I’m a country girl through and through having been brought up in rural north Shropshire, close to the Welsh border.

What do you study at University? What do you do now for an occupation?

I studied Archaeology and Anthropology at Oxford University. Having graduated over the summer I am now aiming at a career in museums. To this end, I am building up as much voluntary curatorial experience as possible at local museums.

Please introduce us to your book collection.  What areas do you collect in? 

My collection covers the topic of crafts and their introduction to school education from the 1870s to the 1930s. It traces the transitional period from the highly restrictive education system of ‘the three Rs’ to one which recognised that a more varied education with practical elements was highly beneficial to children’s learning. As such, I have books that were produced as educational treatises, those that aim to inspire and inform teachers, and others that were to be used by children themselves. I am also beginning to include recent books which trace the increasing resurgence of such themes in today’s schools. These form their own contextualising section in the broad collection.

How many books are in your collection?

At present my collection stands at 32, but of course there are a number I am ever on the lookout for.

What was the first book you bought for your collection?

I hardly know, as I never set out to collect. Rather, the early development of my collection came about during my A-levels where in free periods I would head into town to my local British Red Cross charity shop. They have an interesting selection of older books that are restocked on a rolling basis. I would buy books on any topic that caught my fancy and from this the theme of crafts emerged. It was the chance find of a copy of the first three volumes in Holman’s series of 6 volumes ‘The Book of School Handwork’ that introduced the educational element and really added direction to the crafts theme which came to dominate and ultimately form my collection.

How about the most recent book?

I have just got round to treating myself with my winnings from the Colin Franklin Book Collecting Prize. The book is a first edition of William Morris’ ‘The Decorative Arts, Their Relation to Modern Life and Progress: An Address Delivered before the Trades’ Guild of Learning’. Morris was such an influential figure, both in promoting the value of craftsmanship and also with his socialist views that work should be satisfying. As such this book is highly pertinent to my collection. There is a further significance in that I spent three months this summer doing research work at Kelmscott Manor, his summer home. I am very glad to finally be able to nestle Morris’ influential text amongst my other books.

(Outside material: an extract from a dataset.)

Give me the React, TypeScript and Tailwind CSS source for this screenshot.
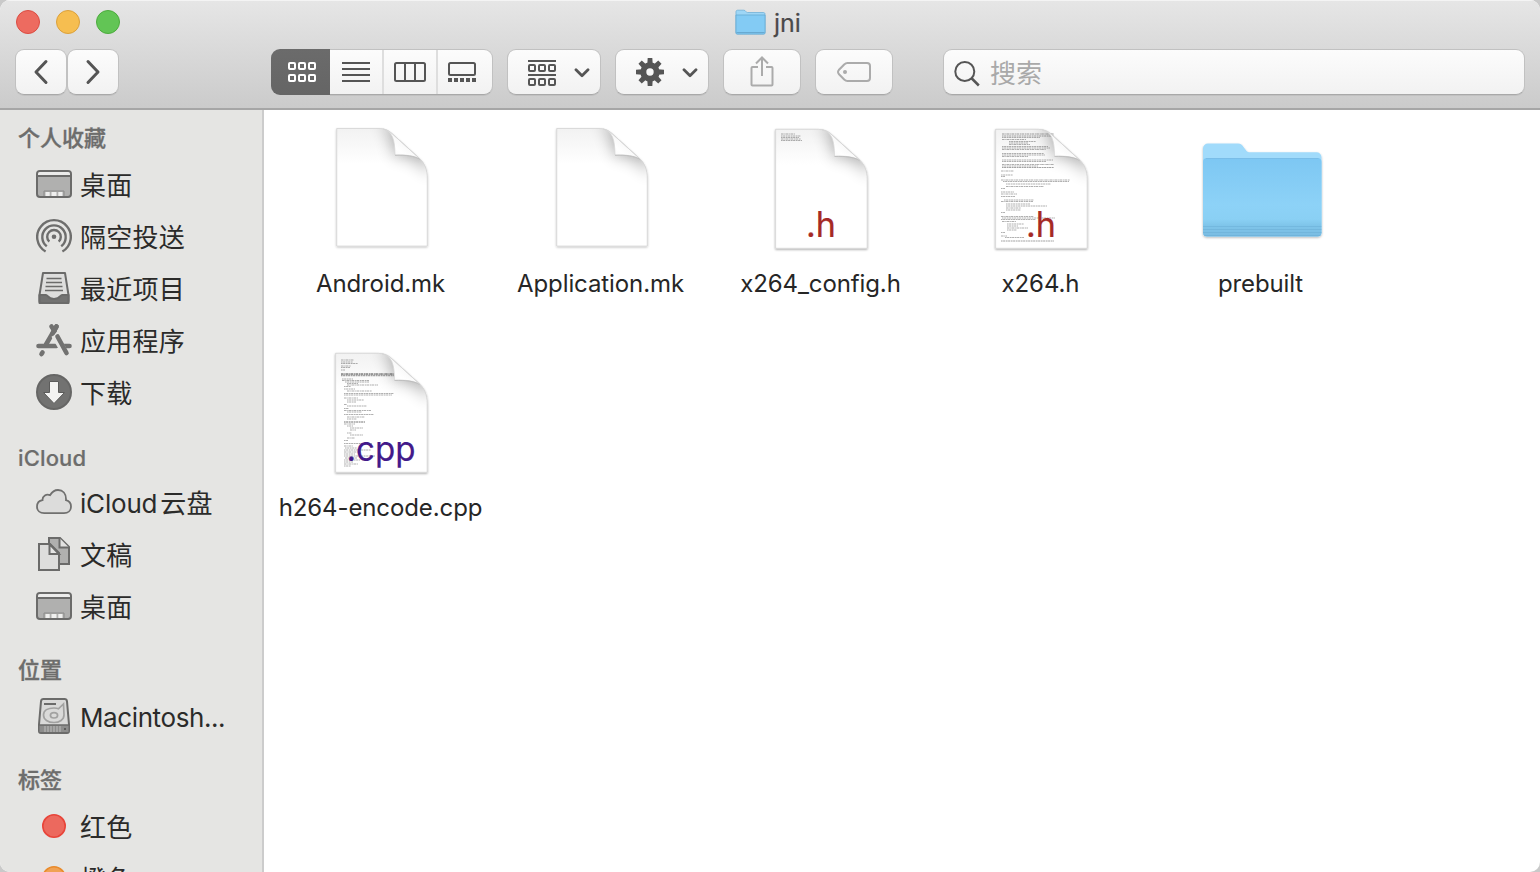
import React from "react";

const G = "#555555";

function DesktopIcon() {
  return (
    <svg width="36" height="36" viewBox="0 0 36 36" fill="none">
      <rect x="1" y="5" width="34" height="26" rx="3" fill="#b0b0af" stroke="#6b6b6a" strokeWidth="2" />
      <path d="M2 9V8a2 2 0 0 1 2-2h28a2 2 0 0 1 2 2v1z" fill="#ececeb" />
      <path d="M1 10h34" stroke="#6b6b6a" strokeWidth="2" />
      <path d="M8 30v-5h20v5" stroke="#8b8b8a" strokeWidth="1" />
      <path d="M9.500 26h4.200v4H9.500zM15.500 26h5v4h-5zM22.300 26h4.200v4h-4.200z" fill="#efefee" />
    </svg>
  );
}

function AirdropIcon() {
  return (
    <svg width="36" height="36" viewBox="0 0 36 36" fill="none" stroke="#6e6e6d" strokeWidth="2.400" strokeLinecap="butt">
      <path d="M9.600 33.500A16.800 16.800 0 1 1 26.400 33.500" />
      <path d="M10.800 28.300A11.700 11.700 0 1 1 25.200 28.300" />
      <path d="M13.300 23.700A6.800 6.800 0 1 1 22.700 23.700" />
      <circle cx="18" cy="18.700" r="2.300" fill="#6e6e6d" stroke="none" />
    </svg>
  );
}

function RecentsIcon() {
  return (
    <svg width="36" height="36" viewBox="0 0 36 36" fill="none">
      <path d="M7 3h22l3.500 22v8H3.500v-8z" fill="#dededd" stroke="#6b6b6a" strokeWidth="2" strokeLinejoin="round" />
      <path d="M3.500 25H10c2 0 1.500 4 8 4s6-4 8-4h6.500v6a2 2 0 0 1-2 2h-25a2 2 0 0 1-2-2z" fill="#737372" stroke="#6b6b6a" strokeWidth="2" strokeLinejoin="round" />
      <path d="M10.500 8.500h15M10 12.500h16M9.500 16.500h17M9 20.500h18" stroke="#6b6b6a" strokeWidth="1.500" />
    </svg>
  );
}

function AppsIcon() {
  return (
    <svg width="36" height="36" viewBox="0 0 36 36" fill="none" stroke="#727271" strokeLinecap="round">
      <path d="M2.500 24H20.500M28.500 24h5" strokeWidth="4.600" />
      <path d="M20.500 4.500L10 22.500M6.500 30.500l-1 1.500" strokeWidth="4.600" />
      <path d="M15.500 4.500L18.500 9" strokeWidth="4.600" />
      <path d="M18.500 13L29 31" stroke="#e5e5e3" strokeWidth="7" strokeLinecap="butt" />
      <path d="M21.500 14.500L30.500 31" strokeWidth="4.600" />
      <path d="M20.500 4.500L16.800 10.800" strokeWidth="4.600" />
    </svg>
  );
}

function DownloadIcon() {
  return (
    <svg width="36" height="36" viewBox="0 0 36 36">
      <circle cx="18" cy="18" r="17" fill="#727271" stroke="#666665" strokeWidth="2" />
      <path d="M13.500 7.500h9v11h6L18 29.500 7.500 18.500h6z" fill="#f3f3f2" stroke="#5c5c5b" strokeWidth="1" />
    </svg>
  );
}

function CloudIcon() {
  return (
    <svg width="36" height="36" viewBox="0 0 36 36">
      <path
        d="M8.200 29.200C4 29.200 1 26.500 1 22.700c0-3.500 2.300-6 5.500-6.500-.2-4.300 4-6.700 7.500-5C16 7.800 18.500 6 22 6c5 0 8 3.800 8 9v1.200c3 .8 5 3 5 6.300 0 4-3 6.700-7 6.700z"
        fill="#dcdcdb" stroke="#70706f" strokeWidth="1.800"
      />
    </svg>
  );
}

function DocsIcon() {
  return (
    <svg width="36" height="36" viewBox="0 0 36 36" fill="none" stroke="#6b6b6a" strokeWidth="2">
      <path d="M13 2h11l9 9v17H13z" fill="#b0b0af" />
      <path d="M23.500 2v9.500H33" fill="#e2e2e1" />
      <path d="M3 8h11l9 9v17H3z" fill="#dddddc" />
      <path d="M13.500 8v10H23z" fill="#e5e5e4" />
    </svg>
  );
}

function DiskIcon() {
  return (
    <svg width="36" height="36" viewBox="0 0 36 36" fill="none">
      <path d="M7.500 1h21c1.500 0 2.300.8 2.500 2.300l2 23.200V33a2 2 0 0 1-2 2H5a2 2 0 0 1-2-2v-6.500L5 3.300C5.200 1.800 6 1 7.500 1z" fill="#dadad9" stroke="#6b6b6a" strokeWidth="2" />
      <path d="M3.500 27h29v7h-29z" fill="#8d8d8c" />
      <path d="M3 27h30" stroke="#6b6b6a" strokeWidth="1.500" />
      <path d="M9 28v6M12 28v6M15 28v6M18 28v6M21 28v6M24 28v6" stroke="#b2b2b1" strokeWidth="1.300" />
      <circle cx="29" cy="31" r="1" fill="#4c4c4b" />
      <path d="M8 6h12" stroke="#6b6b6a" strokeWidth="2" />
      <path d="M27.500 6l.5 11c0 4.500-4.500 7.500-10 7.500-6 0-10.500-3-10.500-7.500S12 10 18 10c1.800 0 3.500.3 4.500.8z" stroke="#a2a2a1" strokeWidth="1.700" />
      <ellipse cx="18" cy="17.300" rx="3.600" ry="2.700" stroke="#a2a2a1" strokeWidth="1.700" />
    </svg>
  );
}

function Dot({ fill, stroke }: { fill: string; stroke: string }) {
  return (
    <svg width="36" height="36" viewBox="0 0 36 36">
      <circle cx="18" cy="18" r="11.200" fill={fill} stroke={stroke} strokeWidth="1.600" />
    </svg>
  );
}

function Header({ children, className = "" }: { children: React.ReactNode; className?: string }) {
  return <div className={`flex h-[30px] shrink-0 items-center pl-[18px] text-[22px] font-medium text-[#6d6d6c] ${className}`}>{children}</div>;
}

const cjkHeader = "[-webkit-text-stroke:0.35px_#6d6d6c]";

function Item({ icon, children }: { icon: React.ReactNode; children: React.ReactNode }) {
  return (
    <div className="flex h-[52px] shrink-0 items-center gap-2 pl-9 text-[26px] text-[#2b2b2a]">
      <span className="h-9 w-9 shrink-0">{icon}</span>
      <span className="whitespace-nowrap pt-[2px] tracking-[0.25px]">{children}</span>
    </div>
  );
}

function FolderIcon() {
  return (
    <svg width="128" height="128" viewBox="0 0 128 128">
      <defs>
        <linearGradient id="front" x1="0" y1="0" x2="0" y2="1">
          <stop offset="0" stopColor="#7dc7f3" />
          <stop offset="0.600" stopColor="#8dd2f7" />
          <stop offset="0.780" stopColor="#8ad0f4" />
          <stop offset="0.860" stopColor="#7fc5ea" />
          <stop offset="1" stopColor="#79bce2" />
        </linearGradient>
        <filter id="fsh" x="-5%" y="-5%" width="110%" height="115%">
          <feDropShadow dx="0" dy="1" stdDeviation="1" floodOpacity="0.280" />
        </filter>
      </defs>
      <g transform="translate(1 0)">
        <g filter="url(#fsh)">
          <path d="M5 24.500a5 5 0 0 1 5-5h30c3 0 4 1.500 5.500 3.500l2.500 3.300c1 1.400 2 2 4 2h66.500a5 5 0 0 1 5 5V108.500a4 4 0 0 1-4 4H9a4 4 0 0 1-4-4z" fill="#a1dbfb" />
          <path d="M5 38a4 4 0 0 1 4-4h110.500a4 4 0 0 1 4 4v70.500a4 4 0 0 1-4 4H9a4 4 0 0 1-4-4z" fill="url(#front)" />
        </g>
        <path d="M5 102.500h118.500M5 105.500h118.500M5 108.500h118.500M6 111.500h116.500" stroke="#65a8cf" strokeOpacity="0.400" strokeWidth="1" />
        <path d="M8 34.500h112.500" stroke="#79bde8" strokeWidth="1" />
      </g>
    </svg>
  );
}

type Line = [number, number, number, number?];

const X264: Line[] = [
  [10, 26, 78, 1], [12, 26, 78, 1], [13.500, 26, 64], [15.500, 26, 50], [17.500, 33, 60], [19, 33, 52], [20.500, 33, 54], [22.500, 26, 72], [24, 26, 74], [25.500, 26, 70],
  [29.500, 26, 68], [31, 26, 69], [32.500, 26, 52], [36, 26, 77], [37.500, 26, 70], [40.500, 26, 78], [42, 26, 62], [43.500, 26, 78, 1], [47, 25, 38], [51, 25, 37], [52.500, 25, 29],
  [56, 25, 94], [57.500, 27, 93], [60, 30, 75], [62.500, 30, 68], [64.500, 25, 29], [68, 25, 38], [70, 25, 41], [72.500, 25, 39], [76, 28, 58], [77.500, 25, 57],
  [80, 30, 54], [82, 30, 71], [84, 30, 45], [86, 30, 45], [88.500, 25, 29], [92.500, 25, 58], [94, 26, 79], [95.500, 25, 60], [97.500, 26, 40], [100, 31, 48],
  [102, 31, 42], [104, 31, 52], [106, 31, 41], [108.500, 25, 29], [112, 25, 31], [113.500, 29, 48], [117, 25, 78, 1],
];

const CONFIG: Line[] = [[10, 25, 39], [12, 25, 45], [13.500, 25, 43], [15, 25, 45], [16.500, 25, 46]];

const CPP: Line[] = [
  [12, 25, 38], [14, 25, 37], [15.500, 25, 42], [18, 25, 35], [19.500, 25, 34], [22, 25, 29], [26, 25, 78, 1.800], [27.500, 25, 78, 1.500],
  [31, 26, 37], [32.500, 26, 53], [34, 29, 53], [35.500, 31, 42], [37, 31, 62], [38.500, 28, 35], [41, 28, 39], [43, 31, 56], [45.500, 28, 78], [47, 28, 76],
  [50, 28, 42], [52, 31, 48], [54, 31, 40], [56.500, 28, 31], [58, 31, 51], [60.500, 28, 33], [62.500, 28, 55], [64, 31, 46], [66.500, 28, 58], [69, 31, 49],
  [71, 31, 41], [74, 28, 49, 1.500], [76, 28, 39], [78, 31, 37], [80, 34, 47], [82, 34, 40], [85, 31, 36], [87, 34, 47], [90, 31, 39], [92.500, 28, 32],
  [95.500, 28, 56], [98, 28, 37], [100, 29, 41], [102, 28, 55], [104, 28, 45], [106, 28, 39], [108, 28, 59], [110, 29, 41], [112, 28, 44], [114, 28, 37], [116, 28, 42], [118, 28, 35],
];

function DocIcon({ id, lines, ext, color, textX, textW }: { id: string; lines?: Line[]; ext?: string; color?: string; textX?: number; textW?: number }) {
  const outline = "M19.800 4.500H62c5.500 0 9.500 2 13.500 5.500L102 34c6 5.500 8.200 12 8.200 20v68h-90.400z";
  const place = ext ? "translate(-1.400 0.800) scale(1.012 1.012)" : undefined;
  return (
    <svg width="128" height="128" viewBox="0 0 128 128">
      <defs>
        <clipPath id={`${id}c`}><path d={outline} /></clipPath>
        <linearGradient id={`${id}g`} x1="0" y1="0" x2="0" y2="1">
          <stop offset="0" stopColor="#f2f2f2" />
          <stop offset="0.300" stopColor="#ffffff" />
        </linearGradient>
        <linearGradient id={`${id}f`} x1="0" y1="1" x2="0.600" y2="0.400">
          <stop offset="0" stopColor="#f2f2f2" />
          <stop offset="0.600" stopColor="#ffffff" />
          <stop offset="1" stopColor="#f6f6f6" />
        </linearGradient>
        <filter id={`${id}b`} x="-50%" y="-50%" width="200%" height="200%"><feGaussianBlur stdDeviation="8" /></filter>
        <filter id={`${id}s`} x="-10%" y="-10%" width="120%" height="120%"><feDropShadow dx="0" dy="1" stdDeviation="0.900" floodOpacity={ext ? 0.350 : 0.250} /></filter>
      </defs>
      <g transform={place}>
        <path d={outline} fill="#fff" stroke="#dadada" strokeWidth="0.800" filter={`url(#${id}s)`} />
        <g clipPath={`url(#${id}c)`}>
          <path d={outline} fill={`url(#${id}g)`} />
          <path d="M62 0C74 6 76 18 77 32c13 0 24 2 36 20V0z" fill="#000" opacity="0.300" filter={`url(#${id}b)`} />
        </g>
      </g>
      {lines && (
        <g stroke="#555" fill="none" strokeOpacity="0.550">
          {lines.map(([y, a, b, w], i) => (
            <path key={i} d={`M${a - 1} ${y}H${b - 1}`} strokeWidth={w ?? 0.850} strokeDasharray={i % 3 ? "1.600 .5 2.300 .6" : "2.600 .7 1.200 .4"} />
          ))}
        </g>
      )}
      <g transform={place}>
        <path d="M66 5C75 7 78 15 78 31c11-.4 19 .6 25 4L75.500 10C72.500 7.200 70 5.500 66 5z" fill={`url(#${id}f)`} stroke="#d6d6d6" strokeWidth="0.700" />
        <path d="M78 31.300c11-.4 19 .6 25 4" fill="none" stroke="#b9b9b9" strokeWidth="0.800" />
        <path d={outline} fill="none" stroke="#d6d6d6" strokeWidth="0.700" />
      </g>
      {ext && (
        <text x={textX} y="113" fontSize="35" fill={color} stroke={color} strokeWidth="0.200" textLength={textW} lengthAdjust="spacingAndGlyphs" fontFamily="Inter, sans-serif">{ext}</text>
      )}
    </svg>
  );
}

function File({ icon, name }: { icon: React.ReactNode; name: string }) {
  return (
    <div className="flex h-[224px] w-[220px] flex-col items-center">
      <div className="h-32 w-32">{icon}</div>
      <div className="mt-4 whitespace-nowrap pr-px text-[24px] leading-8 tracking-[-0.1px] text-[#262626]">{name}</div>
    </div>
  );
}

const btn = "flex h-[46px] shrink-0 items-center justify-center rounded-[9px] border border-[#c1c1c1] border-b-[#a9a9a9] bg-gradient-to-b from-[#fcfcfc] to-[#f2f2f2] shadow-[0_1px_0_rgba(0,0,0,0.06)]";

function Chevron() {
  return (
    <svg width="16" height="10" viewBox="0 0 16 10" fill="none" stroke={G} strokeWidth="2.800" strokeLinecap="round" strokeLinejoin="round" className="mt-px"><path d="M2 1.800l6 6 6-6" /></svg>
  );
}

function Squares({ color, y }: { color: string; y: number }) {
  return (
    <g fill="none" stroke={color} strokeWidth="2">
      {[0, 10, 20].map((x) => <rect key={x} x={x + 1} y={y + 1} width="6" height="6" rx="1" />)}
    </g>
  );
}

export default function App() {
  return (
    <div className="h-[872px] w-[1540px] overflow-hidden bg-[#c9c9c9] font-['Inter','Noto_Sans_CJK_SC',sans-serif]">
      <div className="flex h-full flex-col overflow-hidden rounded-[10px] bg-white">
        <header className="h-[110px] shrink-0 border-b-2 border-[#a6a6a6] bg-gradient-to-b from-[#e6e6e6] to-[#cbcbcb] shadow-[inset_0_1px_0_#f4f4f4]">
          <div className="grid h-[49px] grid-cols-3 pl-4">
            <div className="flex gap-4 pt-[10px]">
              <span className="h-6 w-6 rounded-full border border-[#db4c42] bg-[#ed6b60]" />
              <span className="h-6 w-6 rounded-full border border-[#dba03b] bg-[#f6be50]" />
              <span className="h-6 w-6 rounded-full border border-[#4cab3d] bg-[#62c555]" />
            </div>
            <div className="flex justify-center gap-2 pr-[20px] pt-[6px] text-[25px] leading-[34px] text-[#4a4a4a]">
              <svg width="31" height="28" viewBox="0 0 32 28" preserveAspectRatio="none" className="mt-[2px]">
                <path d="M1 4c0-1.200.6-1.800 1.800-1.800h6.400c1.800 0 2 2.300 3.600 2.300h16.400c1.200 0 1.800.6 1.800 1.800V24.500c0 1-.5 1.500-1.500 1.500h-27C1.500 26 1 25.500 1 24.500z" fill="#9dd6f6" stroke="#6fb0d8" strokeWidth="0.800" />
                <path d="M1 7h30v17.500c0 1-.5 1.500-1.500 1.500h-27c-1 0-1.500-.5-1.500-1.500z" fill="#83cbf4" stroke="#65a9d3" strokeWidth="0.800" />
                <path d="M1.500 24.500h29" stroke="#68a9d0" strokeWidth="1" />
              </svg>
              <span className="[-webkit-text-stroke:0.2px_#4a4a4a]">jni</span>
            </div>
          </div>
          <div className="flex pl-[15px]">
            <div className={`${btn} w-[52px]`}>
              <svg width="16" height="26" viewBox="0 0 16 26" fill="none" stroke={G} strokeWidth="3" strokeLinecap="round" strokeLinejoin="round"><path d="M13 2.500L3 13l10 10.500" /></svg>
            </div>
            <div className={`${btn} w-[52px]`}>
              <svg width="16" height="26" viewBox="0 0 16 26" fill="none" stroke={G} strokeWidth="3" strokeLinecap="round" strokeLinejoin="round"><path d="M3 2.500L13 13 3 23.500" /></svg>
            </div>
            <div className="ml-[152px] flex h-[46px] w-[222px] shrink-0">
              <div className="flex w-[59px] shrink-0 items-center justify-center rounded-l-[9px] bg-gradient-to-b from-[#6b6b6b] to-[#656565] pl-[3px]">
                <svg width="28" height="20"><Squares color="#fff" y={0} /><Squares color="#fff" y={12} /></svg>
              </div>
              <div className="flex flex-1 rounded-r-[9px] border border-l-0 border-[#c1c1c1] border-b-[#a9a9a9] bg-gradient-to-b from-[#fcfcfc] to-[#f2f2f2] shadow-[0_1px_0_rgba(0,0,0,0.06)]">
                <div className="flex w-[52px] items-center justify-center">
                  <svg width="28" height="20" stroke={G} strokeWidth="2"><path d="M0 1h28M0 7h28M0 13h28M0 19h28" /></svg>
                </div>
                <div className="flex w-[54px] items-center justify-center border-l-2 border-[#dedede]">
                  <svg width="32" height="20" fill="none" stroke={G} strokeWidth="2"><rect x="1" y="1" width="30" height="18" rx="1.500" /><path d="M11 1v18M21 1v18" /></svg>
                </div>
                <div className="flex flex-1 items-center border-l-2 border-[#dedede] pl-[10px]">
                  <svg width="28" height="20" fill="none" stroke={G} strokeWidth="2"><rect x="1" y="1" width="26" height="12" rx="1.500" /><path d="M0 18h28" strokeWidth="4" strokeDasharray="4 2" /></svg>
                </div>
              </div>
            </div>
            <div className={`${btn} ml-[14px] w-[94px] gap-[18px] pl-[9px]`}>
              <svg width="28" height="26" className="mt-px"><path d="M0 1h28M0 15h28" stroke={G} strokeWidth="2" /><Squares color={G} y={4} /><Squares color={G} y={18} /></svg>
              <Chevron />
            </div>
            <div className={`${btn} ml-[14px] w-[94px] gap-[18px] pl-[9px]`}>
              <svg width="28" height="28" viewBox="-14 -14 28 28">
                <g fill={G}>
                  {[0, 45, 90, 135, 180, 225, 270, 315].map((a) => <path key={a} transform={`rotate(${a})`} d="M-2.700-8l.4-6h4.600l.4 6z" />)}
                </g>
                <circle r="6.700" fill="none" stroke={G} strokeWidth="6" />
              </svg>
              <Chevron />
            </div>
            <div className={`${btn} ml-[14px] w-[78px]`}>
              <svg width="24" height="32" viewBox="0 0 24 32" fill="none" stroke="#ababab" strokeWidth="2" className="-mt-[3px]"><path d="M8 12H2.500a1 1 0 0 0-1 1v16.500a1 1 0 0 0 1 1h19a1 1 0 0 0 1-1V13a1 1 0 0 0-1-1H16M12 21V2.500M6 8.500l6-6 6 6" /></svg>
            </div>
            <div className={`${btn} ml-[14px] w-[78px]`}>
              <svg width="34" height="20" viewBox="0 0 34 20" fill="none" stroke="#ababab" strokeWidth="2"><path d="M10.500 1H30a3 3 0 0 1 3 3v12a3 3 0 0 1-3 3H10.500c-1.500 0-2.300-.5-3.300-1.500L1.800 12c-1-1.300-1-2.700 0-4l5.400-5.500C8.200 1.500 9 1 10.500 1z" /><circle cx="8" cy="10" r="2" fill="#ababab" stroke="none" /></svg>
            </div>
            <div className={`${btn} ml-[50px] w-[582px] !justify-start gap-[10px] pl-[10px] text-[26px] text-[#a9a9a9]`}>
              <svg width="26" height="26" viewBox="0 0 26 26" fill="none" stroke={G} strokeWidth="2" className="mt-[3px]"><circle cx="10.800" cy="10.500" r="9.500" /><path d="M17.300 17l7.500 7.500" strokeWidth="2.500" /></svg>
              <span className="pt-[2px]">搜索</span>
            </div>
          </div>
        </header>
        <div className="flex min-h-0 flex-1">
          <aside className="flex w-[264px] shrink-0 flex-col overflow-hidden border-r-2 border-[#cccccc] bg-[#e5e5e3] pt-[13px]">
            <Header className={`mb-[5px] ${cjkHeader}`}>个人收藏</Header>
            <Item icon={<DesktopIcon />}>桌面</Item>
            <Item icon={<AirdropIcon />}>隔空投送</Item>
            <Item icon={<RecentsIcon />}>最近项目</Item>
            <Item icon={<AppsIcon />}>应用程序</Item>
            <Item icon={<DownloadIcon />}>下载</Item>
            <Header className="mb-[3px] mt-[25px] tracking-[0.15px] [-webkit-text-stroke:0.2px_#6d6d6c]">iCloud</Header>
            <Item icon={<CloudIcon />}><span className="mr-[3px] tracking-[-0.2px]">iCloud</span>云盘</Item>
            <Item icon={<DocsIcon />}>文稿</Item>
            <Item icon={<DesktopIcon />}>桌面</Item>
            <Header className={`mb-[5px] mt-[23px] ${cjkHeader}`}>位置</Header>
            <Item icon={<DiskIcon />}><span className="tracking-[-0.4px]">Macintosh...</span></Item>
            <Header className={`mb-[5px] mt-[23px] ${cjkHeader}`}>标签</Header>
            <Item icon={<Dot fill="#ec695e" stroke="#e8453a" />}>红色</Item>
            <Item icon={<Dot fill="#f0a254" stroke="#e98b2c" />}>橙色</Item>
          </aside>
          <main className="flex flex-1 flex-wrap content-start pl-[7px] pr-[100px] pt-[14px]">
            <File icon={<DocIcon id="a" />} name="Android.mk" />
            <File icon={<DocIcon id="b" />} name="Application.mk" />
            <File icon={<DocIcon id="c" lines={CONFIG} ext=".h" color="#a52a25" textX={49} textW={30} />} name="x264_config.h" />
            <File icon={<DocIcon id="d" lines={X264} ext=".h" color="#a52a25" textX={49} textW={30} />} name="x264.h" />
            <File icon={<FolderIcon />} name="prebuilt" />
            <File icon={<DocIcon id="e" lines={CPP} ext=".cpp" color="#431a8a" textX={29.500} textW={69} />} name="h264-encode.cpp" />
          </main>
        </div>
      </div>
    </div>
  );
}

And your favorite book in your collection?

As is perhaps common, I have no single favourite. Indeed, the book I would like to highlight here is far less directly relevant to the theme of my collection than many of the others. Kenneth Grahame’s ‘The Golden Age’ captures a broad change in public attitude towards children, embracing their imaginative creativity. My copy, a first edition published in 1895, came at the cusp of the changes in education that my collection traces. The elevated value of crafts and social reform that Morris and his contemporaries set in motion at last began to seep into school education. Teachers began to recognise the benefit of practical ‘handwork’ even in subjects like history, geography and mathematics.

Best bargain you’ve found?

I like to think that all of my books have been relative bargains. The topic area is not one that is commonly collected and most of my finds have been from the fringe stalls at antiques fairs, from charity shops and on occasion even a car-boot sale.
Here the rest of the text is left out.